====== Supplied data

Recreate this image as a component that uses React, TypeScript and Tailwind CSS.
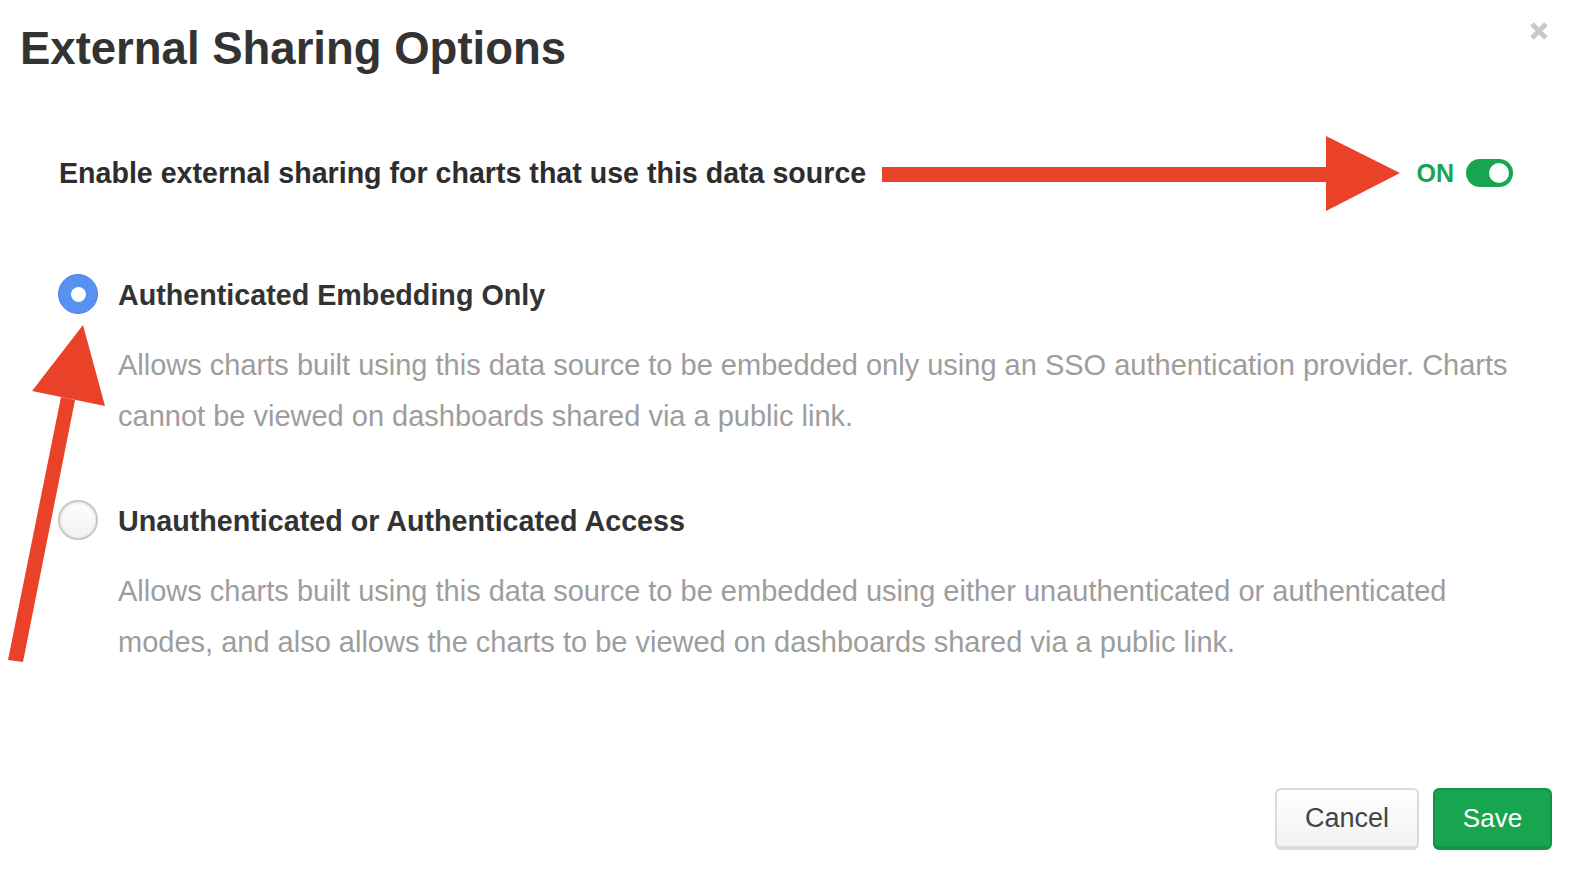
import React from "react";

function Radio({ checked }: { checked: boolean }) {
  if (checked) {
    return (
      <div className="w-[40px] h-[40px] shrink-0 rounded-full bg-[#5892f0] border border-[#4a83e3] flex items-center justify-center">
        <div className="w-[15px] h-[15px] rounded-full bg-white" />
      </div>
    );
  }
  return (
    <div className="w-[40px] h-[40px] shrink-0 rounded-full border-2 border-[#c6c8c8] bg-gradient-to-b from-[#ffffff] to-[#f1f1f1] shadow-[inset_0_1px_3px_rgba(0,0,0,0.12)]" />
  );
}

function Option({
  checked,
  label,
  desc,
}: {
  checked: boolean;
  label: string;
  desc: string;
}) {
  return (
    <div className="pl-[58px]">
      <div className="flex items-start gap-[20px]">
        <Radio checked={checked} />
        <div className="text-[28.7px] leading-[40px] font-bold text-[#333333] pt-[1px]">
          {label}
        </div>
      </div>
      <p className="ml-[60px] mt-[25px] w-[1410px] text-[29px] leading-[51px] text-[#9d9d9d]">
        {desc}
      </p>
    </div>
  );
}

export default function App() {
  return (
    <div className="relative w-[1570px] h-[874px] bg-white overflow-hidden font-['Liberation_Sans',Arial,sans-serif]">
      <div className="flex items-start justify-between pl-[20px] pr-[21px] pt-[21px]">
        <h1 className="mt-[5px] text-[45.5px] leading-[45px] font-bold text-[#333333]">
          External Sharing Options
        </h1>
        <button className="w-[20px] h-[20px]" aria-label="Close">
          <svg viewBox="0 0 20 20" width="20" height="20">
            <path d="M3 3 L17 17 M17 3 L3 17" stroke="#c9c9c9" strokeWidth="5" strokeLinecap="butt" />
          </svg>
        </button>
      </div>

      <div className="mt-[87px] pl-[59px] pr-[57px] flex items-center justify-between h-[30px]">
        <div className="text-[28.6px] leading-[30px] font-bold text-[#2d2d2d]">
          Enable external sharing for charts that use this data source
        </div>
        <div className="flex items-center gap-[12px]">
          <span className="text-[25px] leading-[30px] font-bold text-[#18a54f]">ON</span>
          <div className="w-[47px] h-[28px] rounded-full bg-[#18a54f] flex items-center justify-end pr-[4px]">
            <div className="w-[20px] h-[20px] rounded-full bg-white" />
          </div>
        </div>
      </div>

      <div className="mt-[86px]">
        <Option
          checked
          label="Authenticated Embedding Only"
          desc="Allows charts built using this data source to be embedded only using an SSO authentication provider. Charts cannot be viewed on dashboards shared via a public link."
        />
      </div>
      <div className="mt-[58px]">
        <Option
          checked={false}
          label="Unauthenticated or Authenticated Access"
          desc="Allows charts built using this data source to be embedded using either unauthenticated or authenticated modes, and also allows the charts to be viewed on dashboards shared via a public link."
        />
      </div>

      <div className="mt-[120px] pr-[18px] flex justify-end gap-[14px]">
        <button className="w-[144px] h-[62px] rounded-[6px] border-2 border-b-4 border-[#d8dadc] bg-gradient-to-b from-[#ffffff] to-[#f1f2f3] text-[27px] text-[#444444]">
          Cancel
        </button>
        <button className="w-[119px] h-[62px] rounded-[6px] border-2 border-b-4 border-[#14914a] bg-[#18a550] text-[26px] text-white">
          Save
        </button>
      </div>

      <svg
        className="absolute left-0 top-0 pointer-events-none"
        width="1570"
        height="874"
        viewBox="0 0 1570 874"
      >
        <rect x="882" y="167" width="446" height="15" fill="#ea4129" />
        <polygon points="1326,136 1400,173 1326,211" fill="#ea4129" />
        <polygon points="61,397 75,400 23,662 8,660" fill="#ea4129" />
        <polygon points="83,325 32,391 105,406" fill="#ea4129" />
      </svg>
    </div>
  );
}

============

The problem:
Restate the data above word for word. Do not include the images.

Solution to this exercise:
Recreate this image as a component that uses React, TypeScript and Tailwind CSS.
import React from "react";

function Radio({ checked }: { checked: boolean }) {
  if (checked) {
    return (
      <div className="w-[40px] h-[40px] shrink-0 rounded-full bg-[#5892f0] border border-[#4a83e3] flex items-center justify-center">
        <div className="w-[15px] h-[15px] rounded-full bg-white" />
      </div>
    );
  }
  return (
    <div className="w-[40px] h-[40px] shrink-0 rounded-full border-2 border-[#c6c8c8] bg-gradient-to-b from-[#ffffff] to-[#f1f1f1] shadow-[inset_0_1px_3px_rgba(0,0,0,0.12)]" />
  );
}

function Option({
  checked,
  label,
  desc,
}: {
  checked: boolean;
  label: string;
  desc: string;
}) {
  return (
    <div className="pl-[58px]">
      <div className="flex items-start gap-[20px]">
        <Radio checked={checked} />
        <div className="text-[28.7px] leading-[40px] font-bold text-[#333333] pt-[1px]">
          {label}
        </div>
      </div>
      <p className="ml-[60px] mt-[25px] w-[1410px] text-[29px] leading-[51px] text-[#9d9d9d]">
        {desc}
      </p>
    </div>
  );
}

export default function App() {
  return (
    <div className="relative w-[1570px] h-[874px] bg-white overflow-hidden font-['Liberation_Sans',Arial,sans-serif]">
      <div className="flex items-start justify-between pl-[20px] pr-[21px] pt-[21px]">
        <h1 className="mt-[5px] text-[45.5px] leading-[45px] font-bold text-[#333333]">
          External Sharing Options
        </h1>
        <button className="w-[20px] h-[20px]" aria-label="Close">
          <svg viewBox="0 0 20 20" width="20" height="20">
            <path d="M3 3 L17 17 M17 3 L3 17" stroke="#c9c9c9" strokeWidth="5" strokeLinecap="butt" />
          </svg>
        </button>
      </div>

      <div className="mt-[87px] pl-[59px] pr-[57px] flex items-center justify-between h-[30px]">
        <div className="text-[28.6px] leading-[30px] font-bold text-[#2d2d2d]">
          Enable external sharing for charts that use this data source
        </div>
        <div className="flex items-center gap-[12px]">
          <span className="text-[25px] leading-[30px] font-bold text-[#18a54f]">ON</span>
          <div className="w-[47px] h-[28px] rounded-full bg-[#18a54f] flex items-center justify-end pr-[4px]">
            <div className="w-[20px] h-[20px] rounded-full bg-white" />
          </div>
        </div>
      </div>

      <div className="mt-[86px]">
        <Option
          checked
          label="Authenticated Embedding Only"
          desc="Allows charts built using this data source to be embedded only using an SSO authentication provider. Charts cannot be viewed on dashboards shared via a public link."
        />
      </div>
      <div className="mt-[58px]">
        <Option
          checked={false}
          label="Unauthenticated or Authenticated Access"
          desc="Allows charts built using this data source to be embedded using either unauthenticated or authenticated modes, and also allows the charts to be viewed on dashboards shared via a public link."
        />
      </div>

      <div className="mt-[120px] pr-[18px] flex justify-end gap-[14px]">
        <button className="w-[144px] h-[62px] rounded-[6px] border-2 border-b-4 border-[#d8dadc] bg-gradient-to-b from-[#ffffff] to-[#f1f2f3] text-[27px] text-[#444444]">
          Cancel
        </button>
        <button className="w-[119px] h-[62px] rounded-[6px] border-2 border-b-4 border-[#14914a] bg-[#18a550] text-[26px] text-white">
          Save
        </button>
      </div>

      <svg
        className="absolute left-0 top-0 pointer-events-none"
        width="1570"
        height="874"
        viewBox="0 0 1570 874"
      >
        <rect x="882" y="167" width="446" height="15" fill="#ea4129" />
        <polygon points="1326,136 1400,173 1326,211" fill="#ea4129" />
        <polygon points="61,397 75,400 23,662 8,660" fill="#ea4129" />
        <polygon points="83,325 32,391 105,406" fill="#ea4129" />
      </svg>
    </div>
  );
}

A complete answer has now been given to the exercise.